If you have been ice-skating this winter you may have enjoyed experiencing the conservation of angular momentum. When ice-skaters spin around slowly, and then draw their arms in, they speed up, all because of this law. You can try the following experiment with your students to show how this works. It requires some care, but is great fun.
Sit on a revolving chair, holding gym weights or a large unopened tin of baked beans in each hand, and hold your arms out straight.
Ask one of your students to gently push the chair so that you revolve slowly. After making a slow revolution bring your hands into the centre.
You should find that you noticeably speed up. If you are going too fast, hold you hands out horizontally again and you will slow down.
You can also try this using a playground roundabout. Stand on the roundabout, holding on with both hands, and lean backwards. Ask someone to give you a gentle push. You will revolve quite slowly. Now lean inwards and you will increase speed dramatically. Lean outwards to slow down.

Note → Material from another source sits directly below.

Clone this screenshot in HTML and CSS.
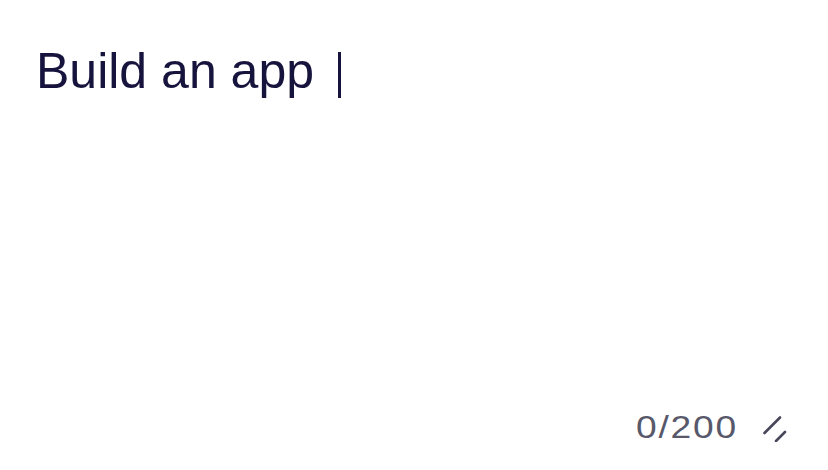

Angular momentum is the product of angular velocity and the moment of inertia. The angular velocity is the speed at which you rotate, measured in degrees per second. The moment of inertia is dependent on the mass of an object and how that mass is distributed. If the mass is a long way from the rotation axis then the object has a large moment of inertia. Therefore, when you are holding the tins at arm's length, you have a large moment of inertia. When you move the tins towards the centre, the moment of inertia decreases. In order to conserve angular momentum the angular velocity has to increase, and you speed up.